Tsai should commend the emperor for his commitment to promoting peace and constitutionalism in Japan, while expressing hope for Japan's continued prosperity and an ever-improving partnership between Taiwan and Japan. And lastly, in front of a camera, Tsai should publicly and directly issue an invitation to Emperor Naruhito and Empress Masako to visit Taiwan.
Emperor Naruhito and Empress Masako (Associated Press photo)
She should invite them to personally witness Taiwanese society and colonial era sites, offering them an opportunity to gain a better understanding of Japan's colonial presence in Taiwan, and the complex historical relationship between the two countries. Whether or not they accept this invitation is of secondary importance.
Despite Taiwan's obvious diplomatic proximity to the United States and Russia's demonization by U.S. and European media outlets, from the perspective of realpolitik, Taiwan has no reason to view Russia as anything other than a country of untapped diplomatic and economic opportunity.
(Wikimedia Commons Image)
There is plenty of potential in numerous areas waiting to be developed between Russia and Taiwan. A strategic place for Taipei to start is by deploying Taiwan's External Trade Development Council (TAITRA) with a mission of vigorously promoting Taiwan's ICT products and services at the level of local republics and oblasts, particularly those in Russia's eastern territories.
This would be an operation that could simultaneously capitalize on, and assist with, the U.S. trade war and the suppression of“blacklisted”Chinese telecom companies. Despite Moscow's loose alignment with Beijing on the global stage, if local governments and private companies in Russia have any significant worries towards Chinese telecom companies due to risk of active espionage by the CCP, then they would likely welcome trustworthy alternatives.
The Tsai administration should instruct TAITRA to organize ICT companies and component manufacturers for exploratory trade missions to Russia's most populous regions and its easternmost oblasts and republics.
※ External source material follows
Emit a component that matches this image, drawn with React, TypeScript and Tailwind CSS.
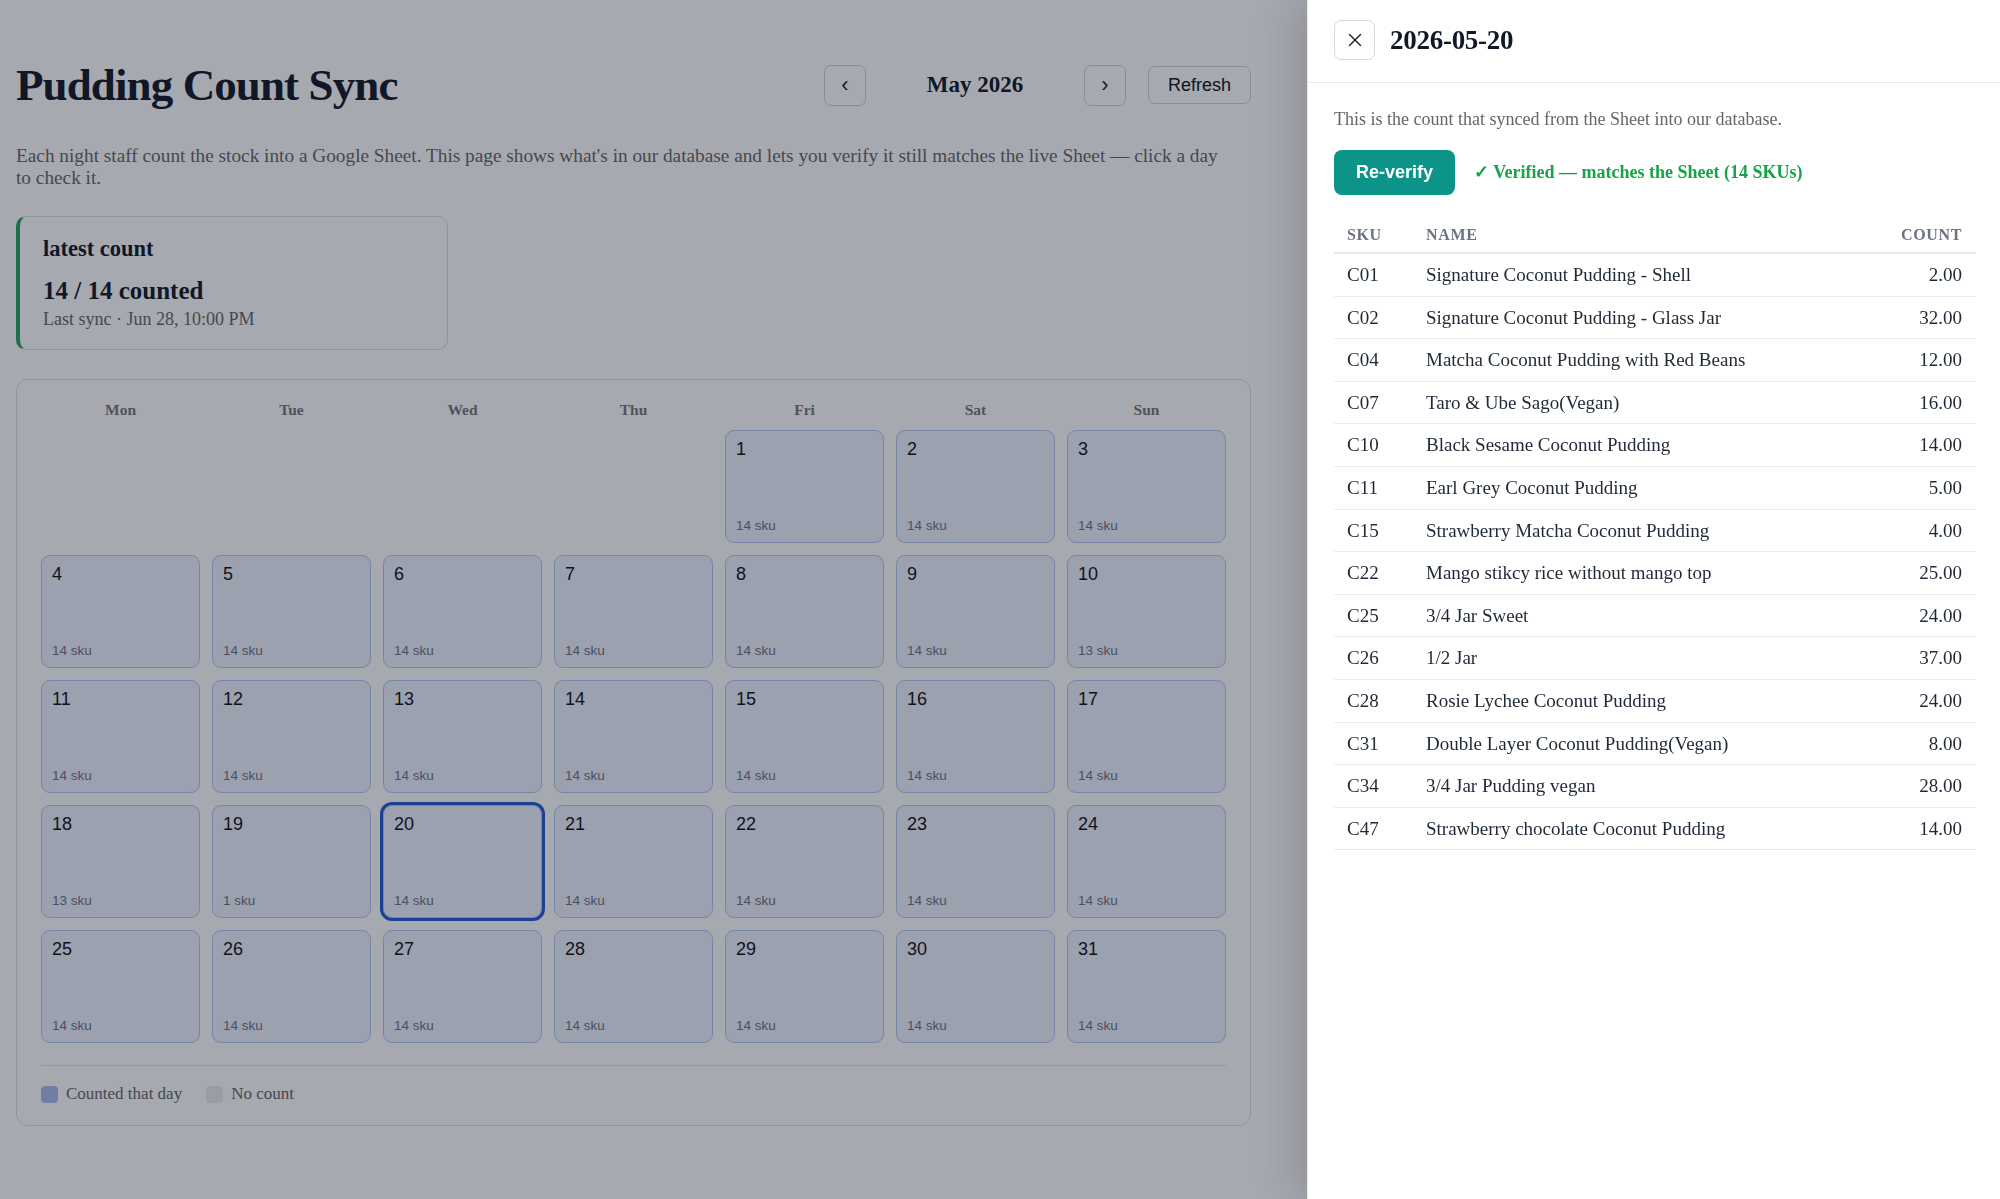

In line with the New Southbound Policy, the Tsai administration has been making excellent headway in building bridges with India, and the economic partnership between the two countries looks set to grow. However, one area where Taiwan should consider putting more focus and resources is in the realm of education, and bilateral exchange programs.
In the technical and scientific fields, India represents great potential for brining talented professionals to Taiwan as a means to combat the country's persistent “brain drain” problem. However, to make the most of the trade and investment partnerships, whose foundations are now being laid, Taiwan should do more to encourage academic interest in India among Taiwanese students.
Taiwan should consider forming a special council comprised of Taiwanese universities tasked with finding partner universities in India to facilitate educational exchanges, research programs, and degree program recruitment with the assistance of both national governments.
A special “Taiwan-India University Council” tasked with building relations in the academic sphere between the two countries will plant the seeds of a much stronger bilateral partnership over the decades to come.